Skullcandy Grind Wireless headphones review
I was invited to go and visit Skullcandy at their UK launch of the Grind Wireless cans and chill out on a rather warm evening in the centre of Soho.
You may recall that I recently reviewed the Skullcandy Hesh 2 wireless headphones not so long back and, where they were impressive for the price, the seemed a bit unbalanced sonically.
Have Skullcandy managed to resolve that in these, the smaller and lighter Grind Wireless?
Grind Wireless design
One thing that Skullcandy continues to do is offering their products in a wide, and sometimes baffling, array of finishes and styles. The Grind Wireless is no different.
You can chose from a total of six different colourways ranging from a camouflage/tartan mash-up to a sleek and minimalist black and chrome number.
The ones I have here are, to my mind, a more classic and classy finish in black and brown faux napped leather.
Beneath the leather covering is soft black foam, stitched into place with a breathable mesh layer. The nicely cushioned foam and soft ear pads work together to form one of the most comfortable and well-fitting on-ear headsets I’ve tested.
The Grind Wireless has three no-nonsense control buttons around the rear of the right earcup: volume up, volume down and the central function button.
The main function button is responsible for controlling Bluetooth and answering incoming calls as well as powering the headset on and off.
Also on the same side is where you’ll find the micro USB charging and audio jack ports.
The Grind Wireless comes with a built-in microphone, as well as an optional 3.5mm audio jack for the times you need to be tethered to a device – or the rechargeable battery runs out.
Grind Wireless performance
Grind sound quality
As the Skullcandy Grind are a tenner cheaper than the Hesh 2 I tested I thought that they might be on a par with each other with, perhaps, the Grind being a little light in the bass.

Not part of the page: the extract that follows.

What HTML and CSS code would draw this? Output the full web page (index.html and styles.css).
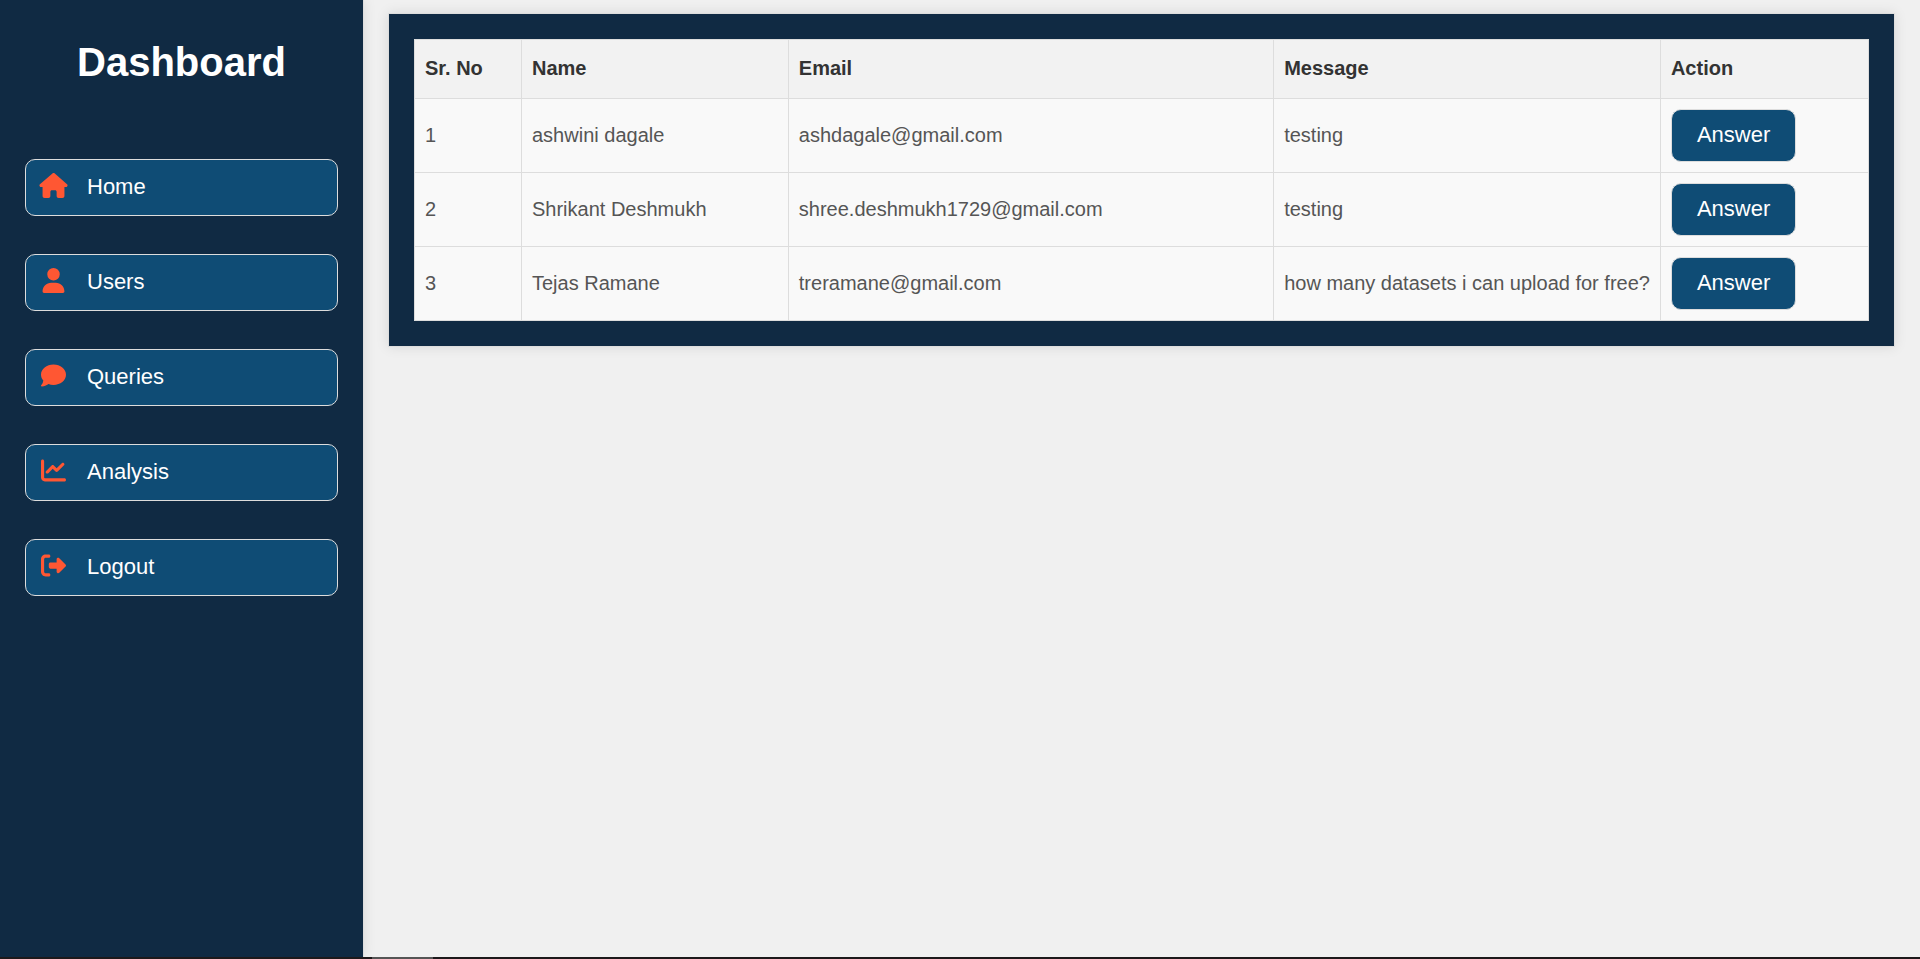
FILE: index.html
```html
<!DOCTYPE html>
<html lang="en">
<head>
<meta charset="utf-8">
<title>Dashboard</title>
<link rel="stylesheet" href="styles.css">
</head>
<body>
<div class="layout">
  <aside class="sidebar">
    <h1 class="sidebar-title">Dashboard</h1>
    <nav class="menu">
      <a class="menu-link" href="#home">
        <svg class="menu-icon" viewBox="0 0 576 512" aria-hidden="true"><path d="M575.800 255.500c0 18-15 32.100-32 32.100h-32l.7 160.200c0 2.700-.2 5.400-.5 8.100V472c0 22.100-17.900 40-40 40H456c-1.100 0-2.200 0-3.300-.1c-1.400 .1-2.800 .1-4.200 .1H416 392c-22.100 0-40-17.900-40-40V448 384c0-17.700-14.300-32-32-32H256c-17.700 0-32 14.300-32 32v64 24c0 22.100-17.900 40-40 40H160 128.100c-1.500 0-3-.1-4.500-.2c-1.200 .1-2.400 .2-3.600 .2H104c-22.100 0-40-17.900-40-40V360c0-.9 0-1.900 .1-2.800V287.600H32c-18 0-32-14-32-32.100c0-9 3-17 10-24L266.400 8c7-7 15-8 22-8s15 2 21 7L564.800 231.500c8 7 12 15 11 24z"/></svg>
        <span>Home</span>
      </a>
      <a class="menu-link" href="#users">
        <svg class="menu-icon" viewBox="0 0 448 512" aria-hidden="true"><path d="M224 256A128 128 0 1 0 224 0a128 128 0 1 0 0 256zm-45.700 48C79.800 304 0 383.800 0 482.300C0 498.700 13.300 512 29.700 512H418.300c16.400 0 29.700-13.300 29.700-29.700C448 383.800 368.200 304 269.700 304H178.300z"/></svg>
        <span>Users</span>
      </a>
      <a class="menu-link" href="#queries">
        <svg class="menu-icon" viewBox="0 0 512 512" aria-hidden="true"><path d="M512 240c0 114.900-114.600 208-256 208c-37.100 0-72.300-6.400-104.100-17.900c-11.900 8.700-31.300 20.600-54.300 30.600C73.600 471.100 44.700 480 16 480c-6.500 0-12.300-3.900-14.800-9.900c-2.500-6-1.100-12.800 3.400-17.400l.3-.3c.3-.3 .7-.7 1.300-1.400c1.100-1.200 2.800-3.100 4.900-5.700c4.100-5 9.600-12.400 15.200-21.600c10-16.600 19.500-38.400 21.400-62.900C17.700 326.800 0 285.100 0 240C0 125.100 114.600 32 256 32s256 93.100 256 208z"/></svg>
        <span>Queries</span>
      </a>
      <a class="menu-link" href="#analysis">
        <svg class="menu-icon" viewBox="0 0 512 512" aria-hidden="true"><path d="M64 64c0-17.700-14.300-32-32-32S0 46.300 0 64V400c0 44.200 35.800 80 80 80H480c17.700 0 32-14.300 32-32s-14.300-32-32-32H80c-8.800 0-16-7.200-16-16V64zm406.600 86.600c12.500-12.500 12.500-32.800 0-45.300s-32.800-12.500-45.300 0L320 210.700l-57.400-57.400c-12.500-12.500-32.800-12.500-45.300 0l-112 112c-12.500 12.500-12.500 32.800 0 45.300s32.800 12.500 45.300 0L240 221.300l57.400 57.400c12.500 12.500 32.800 12.500 45.300 0l128-128z"/></svg>
        <span>Analysis</span>
      </a>
      <a class="menu-link" href="#logout">
        <svg class="menu-icon" viewBox="0 0 512 512" aria-hidden="true"><path d="M502.600 278.600c12.500-12.500 12.500-32.800 0-45.300l-128-128c-9.200-9.200-22.900-11.900-34.900-6.900s-19.800 16.600-19.800 29.600l0 64-128 0c-17.700 0-32 14.300-32 32l0 64c0 17.700 14.300 32 32 32l128 0 0 64c0 12.900 7.800 24.600 19.800 29.600s25.700 2.200 34.900-6.900l128-128zM160 96c17.700 0 32-14.300 32-32s-14.300-32-32-32L96 32C43 32 0 75 0 128L0 384c0 53 43 96 96 96l64 0c17.700 0 32-14.300 32-32s-14.300-32-32-32l-64 0c-17.700 0-32-14.300-32-32l0-256c0-17.700 14.300-32 32-32l64 0z"/></svg>
        <span>Logout</span>
      </a>
    </nav>
  </aside>
  <main class="content">
    <section class="card">
      <table class="queries">
        <colgroup>
          <col class="col-number"><col class="col-name"><col class="col-email"><col class="col-message"><col>
        </colgroup>
        <thead>
          <tr><th>Sr. No</th><th>Name</th><th>Email</th><th>Message</th><th>Action</th></tr>
        </thead>
        <tbody>
          <tr><td>1</td><td>ashwini dagale</td><td>ashdagale@gmail.com</td><td>testing</td><td><button class="answer" type="button">Answer</button></td></tr>
          <tr><td>2</td><td>Shrikant Deshmukh</td><td>shree.deshmukh1729@gmail.com</td><td>testing</td><td><button class="answer" type="button">Answer</button></td></tr>
          <tr><td>3</td><td>Tejas Ramane</td><td>treramane@gmail.com</td><td>how many datasets i can upload for free?</td><td><button class="answer" type="button">Answer</button></td></tr>
        </tbody>
      </table>
    </section>
  </main>
</div>
<footer class="bottom-bar"><div class="bottom-bar-thumb"></div></footer>
</body>
</html>
```
FILE: styles.css
```css
* {
  box-sizing: border-box;
}

body {
  display: flex;
  flex-direction: column;
  min-height: 100vh;
  margin: 0;
  background: #f0f0f0;
  font-family: "Liberation Sans", Arial, sans-serif;
  font-size: 20px;
}

.layout {
  display: flex;
  flex: 1;
}

.sidebar {
  flex: 0 0 364px;
  padding: 38px 25px;
  border-right: 1px solid #ddd;
  background: #102a43;
  box-shadow: 0 0 12px rgba(0, 0, 0, 0.1);
}

.sidebar-title {
  margin: 0 0 73px;
  color: #fff;
  font-size: 40px;
  line-height: 48px;
  text-align: center;
}

.menu {
  display: flex;
  flex-direction: column;
  gap: 38px;
}

.menu-link {
  display: flex;
  gap: 18px;
  padding: 13px 12px 14px;
  border: 1px solid #ddd;
  border-radius: 10px;
  background: #0f4c75;
  color: #fff;
  font-size: 22px;
  line-height: 28px;
  text-decoration: none;
}

.menu-icon {
  width: 31px;
  height: 25px;
  fill: #ff5733;
}

.content {
  flex: 1;
  min-width: 0;
  padding: 13px 25px 25px 24px;
}

.card {
  padding: 25px;
  border: 1px solid #ddd;
  background: #102a43;
  box-shadow: 0 0 12px rgba(0, 0, 0, 0.1);
}

.queries {
  width: 100%;
  border-collapse: collapse;
  background: #f9f9f9;
  color: #555;
  white-space: nowrap;
}

.queries th,
.queries td {
  padding: 10px;
  border: 1px solid #ddd;
  text-align: left;
}

.queries th {
  padding: 9px 10px 11px;
  background: #f2f2f2;
  color: #333;
  line-height: 38px;
}

.col-number {
  width: 7.36%;
}

.col-name {
  width: 18.35%;
}

.col-email {
  width: 33.38%;
}

.col-message {
  width: 26.55%;
}

.answer {
  display: block;
  padding: 11px 25px 13px;
  border: 1px solid #ddd;
  border-radius: 10px;
  background: #0f4c75;
  color: #fff;
  font-family: inherit;
  font-size: 22px;
  line-height: 27px;
}

.bottom-bar {
  height: 2px;
  padding-left: 372px;
  background: #1d191b;
}

.bottom-bar-thumb {
  width: 61px;
  height: 2px;
  background: #555;
}
```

My first test was at If Music with some choice vinyl being sent to the headset via a Bluetooth transmitter and venerable Technics SL-1210.
I had them sling on some Trip Hop as I was now worried about the higher register and this proved to be needless also, with the Grind performing surprisingly well in the demo area.
They have now lived with me on my commute for a week-or-so and, I have to say, are surprisingly good.
The Grind Wireless do actually have a nice deep, well-rounded sound with remarkably clear mids and highs.
I have slung pretty much everything at these headphones from Nile to Nils Lofgren, and EST to AC/DC and the light Grinds have managed to cope really really well.
Granted, they’re not a real match for my benchmark set of Oppo PM-3 planar magnetic cans but those are five times more expensive than the Grind Wireless – and they’re not even wireless!
All the information points to the Grind Wireless having around 12 hours of battery time, which I found to be fairly accurate with them needing a charge after 5 days of commuting and blocking out my workmates during lunch break.
Saying that, I have had been forgetful and left them switched on when I’ve stopped the music playback and just taken them off. Now, some Bluetooth headsets, when they’ve been left dormant, will switch off automatically in order to save charge. The Grind don’t – they sit there like an expectant puppy ready to play again.
Other than that, pairing the headset and everything else is painless and battery life is reasonable. Also, should your cans die when you’re away from power, you’ve always the option of jacking the cable in.
Grind Wireless review conclusion
It’s hard not to compare audio quality between different headphones whilst ignoring the price. The thing is, price isn’t always the mark of quality.
The Skullcandy Grind Wireless delivers in every area you would want. They are not only lightweight and comfortable but sound great and are well put together.
Add the fact that they only cost 70 notes, then you’re on to a sure fire winner.
The Grind Wireless have set the bar for Skullcandy as far as I am concerned.